● Data:
* * *

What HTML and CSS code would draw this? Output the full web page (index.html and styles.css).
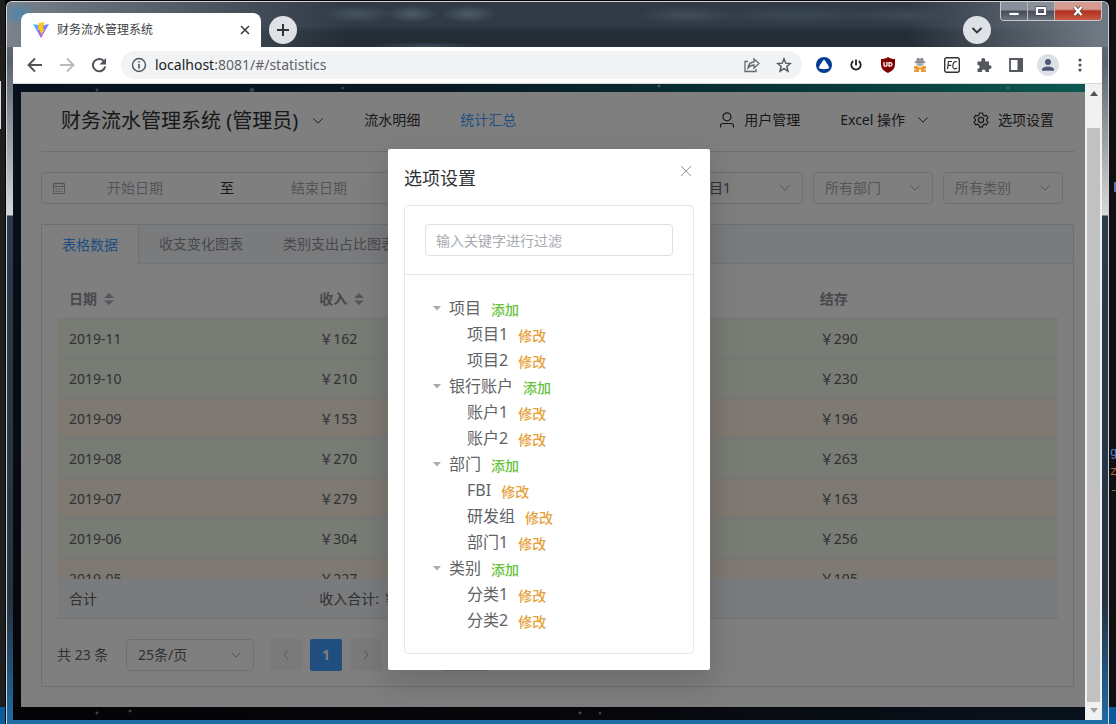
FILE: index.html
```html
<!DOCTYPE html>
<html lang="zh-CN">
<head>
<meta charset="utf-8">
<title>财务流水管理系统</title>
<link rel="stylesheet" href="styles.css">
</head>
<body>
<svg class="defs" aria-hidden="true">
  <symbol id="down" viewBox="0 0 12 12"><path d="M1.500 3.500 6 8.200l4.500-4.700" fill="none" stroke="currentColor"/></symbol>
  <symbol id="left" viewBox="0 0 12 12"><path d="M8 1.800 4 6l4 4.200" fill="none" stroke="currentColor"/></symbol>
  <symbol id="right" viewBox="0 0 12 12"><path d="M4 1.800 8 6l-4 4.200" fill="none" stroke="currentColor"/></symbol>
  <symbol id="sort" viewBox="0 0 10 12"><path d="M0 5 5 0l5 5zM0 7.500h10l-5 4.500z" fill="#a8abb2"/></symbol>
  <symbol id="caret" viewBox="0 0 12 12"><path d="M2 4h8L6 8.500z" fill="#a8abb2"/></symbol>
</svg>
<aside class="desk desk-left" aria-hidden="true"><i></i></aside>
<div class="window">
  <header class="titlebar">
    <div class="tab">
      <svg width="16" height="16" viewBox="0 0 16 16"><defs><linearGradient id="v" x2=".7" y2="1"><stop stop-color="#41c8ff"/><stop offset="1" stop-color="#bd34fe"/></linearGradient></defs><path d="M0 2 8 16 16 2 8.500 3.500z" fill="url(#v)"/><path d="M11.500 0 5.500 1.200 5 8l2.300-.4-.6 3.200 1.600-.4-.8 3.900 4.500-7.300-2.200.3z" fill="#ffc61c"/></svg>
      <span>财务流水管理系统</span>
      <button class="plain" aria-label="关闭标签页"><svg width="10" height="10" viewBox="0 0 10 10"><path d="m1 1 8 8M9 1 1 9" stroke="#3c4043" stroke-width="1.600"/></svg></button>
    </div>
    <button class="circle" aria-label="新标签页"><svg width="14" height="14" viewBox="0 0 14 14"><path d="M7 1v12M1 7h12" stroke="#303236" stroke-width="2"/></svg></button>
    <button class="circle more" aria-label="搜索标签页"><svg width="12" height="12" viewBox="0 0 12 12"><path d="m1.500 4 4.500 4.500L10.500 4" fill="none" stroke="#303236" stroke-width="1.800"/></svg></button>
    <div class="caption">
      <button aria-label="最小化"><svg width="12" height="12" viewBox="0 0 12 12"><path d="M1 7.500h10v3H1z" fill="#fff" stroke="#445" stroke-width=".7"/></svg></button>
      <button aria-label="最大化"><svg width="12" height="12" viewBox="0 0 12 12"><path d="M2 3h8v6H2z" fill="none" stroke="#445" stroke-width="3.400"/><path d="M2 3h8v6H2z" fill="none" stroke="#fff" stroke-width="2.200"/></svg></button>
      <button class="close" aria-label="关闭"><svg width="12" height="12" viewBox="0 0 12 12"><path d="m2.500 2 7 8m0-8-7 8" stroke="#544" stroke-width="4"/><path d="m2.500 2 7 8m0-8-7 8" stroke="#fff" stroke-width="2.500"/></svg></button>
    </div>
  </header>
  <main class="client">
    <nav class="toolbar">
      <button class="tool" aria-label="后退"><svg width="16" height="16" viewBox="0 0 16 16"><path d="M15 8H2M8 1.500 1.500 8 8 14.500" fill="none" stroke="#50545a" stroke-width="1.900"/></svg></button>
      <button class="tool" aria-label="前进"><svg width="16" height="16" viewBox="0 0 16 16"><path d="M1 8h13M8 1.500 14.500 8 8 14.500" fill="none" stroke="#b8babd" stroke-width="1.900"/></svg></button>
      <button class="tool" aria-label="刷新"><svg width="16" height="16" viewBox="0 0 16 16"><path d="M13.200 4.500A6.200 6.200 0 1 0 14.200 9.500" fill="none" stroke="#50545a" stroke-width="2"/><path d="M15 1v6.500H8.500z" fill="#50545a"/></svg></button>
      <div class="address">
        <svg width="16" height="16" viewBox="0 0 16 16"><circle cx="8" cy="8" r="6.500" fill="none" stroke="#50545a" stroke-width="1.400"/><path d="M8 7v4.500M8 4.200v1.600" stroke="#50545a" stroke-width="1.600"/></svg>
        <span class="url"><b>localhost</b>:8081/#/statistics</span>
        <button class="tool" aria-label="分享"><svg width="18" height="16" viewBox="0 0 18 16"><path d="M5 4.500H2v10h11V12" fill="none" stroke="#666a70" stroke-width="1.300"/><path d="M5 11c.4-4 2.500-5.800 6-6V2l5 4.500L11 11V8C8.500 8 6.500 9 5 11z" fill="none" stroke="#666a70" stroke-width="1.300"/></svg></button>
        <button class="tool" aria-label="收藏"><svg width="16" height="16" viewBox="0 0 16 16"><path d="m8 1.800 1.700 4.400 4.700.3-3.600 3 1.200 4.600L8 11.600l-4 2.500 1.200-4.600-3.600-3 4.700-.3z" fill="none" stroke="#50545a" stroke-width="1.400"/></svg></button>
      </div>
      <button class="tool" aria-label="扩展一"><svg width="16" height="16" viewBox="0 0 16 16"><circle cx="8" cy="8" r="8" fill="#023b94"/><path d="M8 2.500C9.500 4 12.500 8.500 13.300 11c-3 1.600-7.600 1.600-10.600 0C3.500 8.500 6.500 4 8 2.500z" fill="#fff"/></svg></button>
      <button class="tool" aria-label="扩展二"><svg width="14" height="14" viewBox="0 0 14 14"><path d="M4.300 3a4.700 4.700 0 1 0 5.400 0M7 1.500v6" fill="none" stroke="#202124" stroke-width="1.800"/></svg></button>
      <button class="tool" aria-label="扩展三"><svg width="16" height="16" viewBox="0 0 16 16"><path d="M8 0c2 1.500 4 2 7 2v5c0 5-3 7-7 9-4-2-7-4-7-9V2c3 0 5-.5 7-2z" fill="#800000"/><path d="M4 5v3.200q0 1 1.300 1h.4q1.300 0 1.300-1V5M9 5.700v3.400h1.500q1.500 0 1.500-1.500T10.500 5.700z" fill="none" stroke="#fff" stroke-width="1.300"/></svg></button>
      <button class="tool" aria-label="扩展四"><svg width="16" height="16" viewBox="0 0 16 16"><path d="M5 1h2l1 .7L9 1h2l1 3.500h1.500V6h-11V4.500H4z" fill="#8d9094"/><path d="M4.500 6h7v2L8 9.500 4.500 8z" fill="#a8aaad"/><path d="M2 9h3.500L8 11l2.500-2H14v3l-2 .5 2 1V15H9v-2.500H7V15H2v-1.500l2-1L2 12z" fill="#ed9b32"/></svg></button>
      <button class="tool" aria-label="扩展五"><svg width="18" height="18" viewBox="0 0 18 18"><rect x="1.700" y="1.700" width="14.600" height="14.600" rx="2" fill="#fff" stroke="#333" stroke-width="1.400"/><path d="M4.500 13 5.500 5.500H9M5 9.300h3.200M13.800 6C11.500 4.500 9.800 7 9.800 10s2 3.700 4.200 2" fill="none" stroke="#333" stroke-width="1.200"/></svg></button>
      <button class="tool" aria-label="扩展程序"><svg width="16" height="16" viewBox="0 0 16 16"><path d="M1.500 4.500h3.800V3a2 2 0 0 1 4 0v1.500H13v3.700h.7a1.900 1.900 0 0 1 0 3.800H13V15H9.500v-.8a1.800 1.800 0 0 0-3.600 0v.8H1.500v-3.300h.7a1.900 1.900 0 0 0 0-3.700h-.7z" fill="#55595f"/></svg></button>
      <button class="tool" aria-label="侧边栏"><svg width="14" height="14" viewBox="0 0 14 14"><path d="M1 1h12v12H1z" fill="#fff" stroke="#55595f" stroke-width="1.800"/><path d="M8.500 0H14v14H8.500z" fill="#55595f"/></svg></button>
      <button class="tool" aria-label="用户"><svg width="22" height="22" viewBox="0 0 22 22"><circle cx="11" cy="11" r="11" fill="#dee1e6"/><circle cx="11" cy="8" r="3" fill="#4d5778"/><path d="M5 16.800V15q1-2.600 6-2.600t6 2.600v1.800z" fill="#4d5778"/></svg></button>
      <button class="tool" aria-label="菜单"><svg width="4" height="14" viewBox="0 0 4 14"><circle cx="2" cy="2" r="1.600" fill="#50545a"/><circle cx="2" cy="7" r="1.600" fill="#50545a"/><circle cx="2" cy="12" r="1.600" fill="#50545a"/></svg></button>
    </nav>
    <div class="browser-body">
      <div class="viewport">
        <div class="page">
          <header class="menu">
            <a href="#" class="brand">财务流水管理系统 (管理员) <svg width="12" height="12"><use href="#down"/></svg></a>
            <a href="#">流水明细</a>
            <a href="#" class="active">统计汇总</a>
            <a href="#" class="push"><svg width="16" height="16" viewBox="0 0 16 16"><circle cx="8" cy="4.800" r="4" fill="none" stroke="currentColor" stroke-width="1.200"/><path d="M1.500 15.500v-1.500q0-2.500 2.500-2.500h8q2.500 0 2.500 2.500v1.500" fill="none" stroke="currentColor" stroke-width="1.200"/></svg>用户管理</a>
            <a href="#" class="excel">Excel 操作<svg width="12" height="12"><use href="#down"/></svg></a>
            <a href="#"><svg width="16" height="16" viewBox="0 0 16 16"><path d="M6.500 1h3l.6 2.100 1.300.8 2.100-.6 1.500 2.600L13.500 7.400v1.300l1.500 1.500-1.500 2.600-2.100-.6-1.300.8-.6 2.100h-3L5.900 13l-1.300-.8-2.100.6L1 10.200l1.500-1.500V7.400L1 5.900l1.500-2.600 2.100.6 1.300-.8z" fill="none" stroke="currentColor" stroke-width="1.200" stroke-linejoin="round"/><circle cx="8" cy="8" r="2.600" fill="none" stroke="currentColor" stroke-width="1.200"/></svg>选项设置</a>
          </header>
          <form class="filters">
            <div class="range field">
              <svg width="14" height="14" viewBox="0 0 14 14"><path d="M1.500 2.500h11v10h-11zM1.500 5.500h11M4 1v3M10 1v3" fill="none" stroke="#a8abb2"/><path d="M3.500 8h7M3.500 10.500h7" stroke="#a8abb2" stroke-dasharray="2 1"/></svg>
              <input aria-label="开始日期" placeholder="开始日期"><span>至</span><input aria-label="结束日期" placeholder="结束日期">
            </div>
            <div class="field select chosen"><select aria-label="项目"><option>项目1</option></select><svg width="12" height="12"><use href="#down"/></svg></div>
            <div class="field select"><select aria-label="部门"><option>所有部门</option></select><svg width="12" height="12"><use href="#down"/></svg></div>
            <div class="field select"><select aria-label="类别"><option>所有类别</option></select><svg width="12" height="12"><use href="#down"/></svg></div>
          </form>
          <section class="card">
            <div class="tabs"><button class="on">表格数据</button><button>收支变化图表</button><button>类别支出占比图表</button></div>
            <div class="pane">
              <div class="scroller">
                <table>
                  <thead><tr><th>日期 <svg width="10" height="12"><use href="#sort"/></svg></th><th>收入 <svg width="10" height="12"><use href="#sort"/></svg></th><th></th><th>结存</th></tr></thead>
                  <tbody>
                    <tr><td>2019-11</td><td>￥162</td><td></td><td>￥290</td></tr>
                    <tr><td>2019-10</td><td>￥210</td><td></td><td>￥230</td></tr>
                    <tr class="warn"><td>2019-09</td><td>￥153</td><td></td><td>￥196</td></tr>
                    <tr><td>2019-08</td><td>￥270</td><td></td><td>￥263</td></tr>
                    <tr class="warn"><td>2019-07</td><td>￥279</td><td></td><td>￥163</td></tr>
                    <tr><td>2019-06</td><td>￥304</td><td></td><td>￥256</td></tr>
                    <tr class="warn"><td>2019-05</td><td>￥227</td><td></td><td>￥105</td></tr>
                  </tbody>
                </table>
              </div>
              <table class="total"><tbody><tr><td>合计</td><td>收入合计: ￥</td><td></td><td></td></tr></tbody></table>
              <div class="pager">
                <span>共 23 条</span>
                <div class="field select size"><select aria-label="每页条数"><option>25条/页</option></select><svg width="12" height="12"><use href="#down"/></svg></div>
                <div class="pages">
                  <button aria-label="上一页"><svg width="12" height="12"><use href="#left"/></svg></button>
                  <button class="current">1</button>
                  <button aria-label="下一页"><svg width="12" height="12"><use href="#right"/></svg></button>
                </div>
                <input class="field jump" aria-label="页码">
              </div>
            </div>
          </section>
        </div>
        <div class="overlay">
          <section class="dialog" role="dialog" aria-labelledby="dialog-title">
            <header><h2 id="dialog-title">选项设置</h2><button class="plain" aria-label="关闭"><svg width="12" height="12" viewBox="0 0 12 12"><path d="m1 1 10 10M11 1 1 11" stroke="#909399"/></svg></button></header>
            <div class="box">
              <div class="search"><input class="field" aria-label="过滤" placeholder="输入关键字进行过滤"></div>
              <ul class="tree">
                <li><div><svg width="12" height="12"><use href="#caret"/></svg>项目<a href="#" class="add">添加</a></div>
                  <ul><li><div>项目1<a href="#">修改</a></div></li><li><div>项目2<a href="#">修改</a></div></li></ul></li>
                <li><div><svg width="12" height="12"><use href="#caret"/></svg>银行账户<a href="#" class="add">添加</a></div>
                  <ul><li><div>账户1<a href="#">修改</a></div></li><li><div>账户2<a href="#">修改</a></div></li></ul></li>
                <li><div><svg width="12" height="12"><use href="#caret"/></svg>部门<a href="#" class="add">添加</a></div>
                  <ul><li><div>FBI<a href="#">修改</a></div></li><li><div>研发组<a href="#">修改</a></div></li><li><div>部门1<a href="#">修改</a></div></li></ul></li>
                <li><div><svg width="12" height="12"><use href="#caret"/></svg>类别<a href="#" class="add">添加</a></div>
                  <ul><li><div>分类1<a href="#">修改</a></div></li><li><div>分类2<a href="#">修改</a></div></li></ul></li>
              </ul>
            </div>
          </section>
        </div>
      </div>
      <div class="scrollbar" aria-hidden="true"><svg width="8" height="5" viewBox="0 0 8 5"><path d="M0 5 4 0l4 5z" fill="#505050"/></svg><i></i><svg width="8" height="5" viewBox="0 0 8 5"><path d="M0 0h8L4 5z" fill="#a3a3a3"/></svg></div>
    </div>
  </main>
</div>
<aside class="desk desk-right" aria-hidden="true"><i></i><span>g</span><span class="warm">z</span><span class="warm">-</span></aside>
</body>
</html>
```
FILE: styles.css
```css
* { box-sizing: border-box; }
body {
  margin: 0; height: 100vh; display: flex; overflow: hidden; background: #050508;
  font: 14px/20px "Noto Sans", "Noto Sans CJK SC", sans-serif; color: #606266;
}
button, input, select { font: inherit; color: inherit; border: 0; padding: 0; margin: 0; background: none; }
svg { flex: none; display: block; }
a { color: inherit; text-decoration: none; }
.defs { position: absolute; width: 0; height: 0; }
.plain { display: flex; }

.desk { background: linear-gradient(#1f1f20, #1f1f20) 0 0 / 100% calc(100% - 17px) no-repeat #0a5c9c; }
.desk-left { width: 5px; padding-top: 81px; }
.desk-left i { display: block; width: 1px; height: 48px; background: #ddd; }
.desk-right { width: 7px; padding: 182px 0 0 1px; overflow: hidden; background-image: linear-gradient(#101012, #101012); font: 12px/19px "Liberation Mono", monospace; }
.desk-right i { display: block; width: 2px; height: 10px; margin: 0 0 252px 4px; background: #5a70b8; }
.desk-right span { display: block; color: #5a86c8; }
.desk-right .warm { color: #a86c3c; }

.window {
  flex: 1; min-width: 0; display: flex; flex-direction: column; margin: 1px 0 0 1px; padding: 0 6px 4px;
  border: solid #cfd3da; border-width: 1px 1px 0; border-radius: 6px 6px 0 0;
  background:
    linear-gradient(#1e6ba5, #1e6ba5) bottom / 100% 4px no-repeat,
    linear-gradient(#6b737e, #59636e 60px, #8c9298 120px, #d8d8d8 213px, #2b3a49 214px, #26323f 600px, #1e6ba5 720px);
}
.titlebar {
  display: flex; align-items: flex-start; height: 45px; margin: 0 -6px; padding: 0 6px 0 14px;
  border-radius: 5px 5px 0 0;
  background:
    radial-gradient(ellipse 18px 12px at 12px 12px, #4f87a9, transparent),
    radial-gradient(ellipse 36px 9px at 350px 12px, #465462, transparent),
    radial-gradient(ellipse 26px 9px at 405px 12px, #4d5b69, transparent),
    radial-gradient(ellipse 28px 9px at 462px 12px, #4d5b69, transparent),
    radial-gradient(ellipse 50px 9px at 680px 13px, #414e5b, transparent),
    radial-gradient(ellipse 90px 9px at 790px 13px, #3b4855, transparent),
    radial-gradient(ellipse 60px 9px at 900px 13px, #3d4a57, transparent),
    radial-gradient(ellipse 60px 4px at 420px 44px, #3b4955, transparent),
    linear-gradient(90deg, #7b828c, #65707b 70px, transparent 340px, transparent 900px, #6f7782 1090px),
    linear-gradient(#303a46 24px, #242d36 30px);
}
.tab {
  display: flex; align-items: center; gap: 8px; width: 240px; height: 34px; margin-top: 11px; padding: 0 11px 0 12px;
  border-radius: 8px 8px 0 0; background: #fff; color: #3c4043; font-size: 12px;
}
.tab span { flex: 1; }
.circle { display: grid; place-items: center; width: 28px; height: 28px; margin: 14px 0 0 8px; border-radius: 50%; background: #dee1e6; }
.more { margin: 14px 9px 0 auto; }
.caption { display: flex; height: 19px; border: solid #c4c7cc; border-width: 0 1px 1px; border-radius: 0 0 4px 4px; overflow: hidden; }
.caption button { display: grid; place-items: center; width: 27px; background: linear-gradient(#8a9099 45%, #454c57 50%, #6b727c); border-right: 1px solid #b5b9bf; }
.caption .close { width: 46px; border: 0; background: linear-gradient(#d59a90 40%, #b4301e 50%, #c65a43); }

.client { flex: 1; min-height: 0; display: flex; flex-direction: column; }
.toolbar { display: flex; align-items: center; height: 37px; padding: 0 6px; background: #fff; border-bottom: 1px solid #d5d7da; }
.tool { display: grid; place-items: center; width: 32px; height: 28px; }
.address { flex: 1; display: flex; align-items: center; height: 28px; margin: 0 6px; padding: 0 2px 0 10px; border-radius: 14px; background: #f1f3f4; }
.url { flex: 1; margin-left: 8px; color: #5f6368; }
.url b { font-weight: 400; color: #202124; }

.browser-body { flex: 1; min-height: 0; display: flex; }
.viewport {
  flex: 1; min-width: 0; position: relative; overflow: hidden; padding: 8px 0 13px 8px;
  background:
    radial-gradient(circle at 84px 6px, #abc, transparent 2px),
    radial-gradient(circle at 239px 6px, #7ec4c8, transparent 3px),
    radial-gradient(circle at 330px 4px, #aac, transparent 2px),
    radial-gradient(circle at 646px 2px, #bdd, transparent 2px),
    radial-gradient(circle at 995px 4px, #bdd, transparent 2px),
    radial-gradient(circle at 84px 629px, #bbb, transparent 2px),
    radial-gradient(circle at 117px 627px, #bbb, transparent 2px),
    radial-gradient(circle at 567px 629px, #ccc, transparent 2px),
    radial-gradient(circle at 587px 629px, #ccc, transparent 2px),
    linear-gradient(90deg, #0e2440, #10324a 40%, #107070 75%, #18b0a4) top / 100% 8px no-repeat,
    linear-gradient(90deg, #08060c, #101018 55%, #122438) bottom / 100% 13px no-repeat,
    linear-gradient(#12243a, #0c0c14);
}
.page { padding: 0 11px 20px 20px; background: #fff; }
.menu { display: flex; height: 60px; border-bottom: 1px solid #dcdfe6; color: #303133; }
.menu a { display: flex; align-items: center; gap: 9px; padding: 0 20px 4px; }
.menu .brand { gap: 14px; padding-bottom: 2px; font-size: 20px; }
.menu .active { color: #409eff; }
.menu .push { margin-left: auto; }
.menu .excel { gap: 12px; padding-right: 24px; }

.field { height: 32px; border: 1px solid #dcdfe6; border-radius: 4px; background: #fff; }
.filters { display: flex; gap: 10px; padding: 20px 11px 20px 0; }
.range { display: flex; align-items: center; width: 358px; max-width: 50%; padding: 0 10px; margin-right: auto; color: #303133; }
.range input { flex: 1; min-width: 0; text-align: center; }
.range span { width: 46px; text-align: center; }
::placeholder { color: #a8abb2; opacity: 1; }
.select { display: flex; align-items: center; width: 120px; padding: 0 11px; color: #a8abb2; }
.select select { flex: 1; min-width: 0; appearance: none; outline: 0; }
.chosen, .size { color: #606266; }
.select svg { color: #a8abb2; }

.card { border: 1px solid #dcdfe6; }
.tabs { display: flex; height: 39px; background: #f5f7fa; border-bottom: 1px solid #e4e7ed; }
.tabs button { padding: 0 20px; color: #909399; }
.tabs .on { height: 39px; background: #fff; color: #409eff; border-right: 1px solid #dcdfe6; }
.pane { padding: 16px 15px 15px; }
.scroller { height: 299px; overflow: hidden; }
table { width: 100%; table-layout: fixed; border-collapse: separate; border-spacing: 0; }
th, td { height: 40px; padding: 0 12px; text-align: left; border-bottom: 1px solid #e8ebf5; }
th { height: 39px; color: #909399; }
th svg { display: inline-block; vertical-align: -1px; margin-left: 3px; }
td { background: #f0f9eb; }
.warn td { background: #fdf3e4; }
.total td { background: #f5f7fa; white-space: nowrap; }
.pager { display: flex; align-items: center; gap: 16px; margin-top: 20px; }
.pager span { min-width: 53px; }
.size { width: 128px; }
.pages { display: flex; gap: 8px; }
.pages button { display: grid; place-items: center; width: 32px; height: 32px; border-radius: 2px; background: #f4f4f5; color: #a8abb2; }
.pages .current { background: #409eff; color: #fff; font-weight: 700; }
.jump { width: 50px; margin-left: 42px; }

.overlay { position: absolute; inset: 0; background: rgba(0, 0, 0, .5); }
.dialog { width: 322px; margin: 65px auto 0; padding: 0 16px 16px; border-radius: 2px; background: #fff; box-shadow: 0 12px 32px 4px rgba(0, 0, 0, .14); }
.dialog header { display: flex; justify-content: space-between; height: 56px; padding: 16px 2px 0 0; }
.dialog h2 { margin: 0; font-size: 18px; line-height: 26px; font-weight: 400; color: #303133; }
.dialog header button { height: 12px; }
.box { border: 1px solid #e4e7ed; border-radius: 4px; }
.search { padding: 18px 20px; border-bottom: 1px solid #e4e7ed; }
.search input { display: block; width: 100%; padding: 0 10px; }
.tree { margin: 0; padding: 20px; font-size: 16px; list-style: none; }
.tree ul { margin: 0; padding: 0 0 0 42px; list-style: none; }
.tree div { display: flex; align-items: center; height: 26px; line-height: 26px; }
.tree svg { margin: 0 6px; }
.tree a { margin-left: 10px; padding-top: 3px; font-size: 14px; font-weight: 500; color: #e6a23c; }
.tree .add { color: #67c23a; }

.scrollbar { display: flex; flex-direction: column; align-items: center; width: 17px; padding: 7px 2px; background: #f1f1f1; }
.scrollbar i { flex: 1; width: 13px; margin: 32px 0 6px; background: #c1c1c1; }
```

* * *

● Given exercise: Show every line that contains the word "index".

● Problem solution:
What HTML and CSS code would draw this? Output the full web page (index.html and styles.css).
FILE: index.html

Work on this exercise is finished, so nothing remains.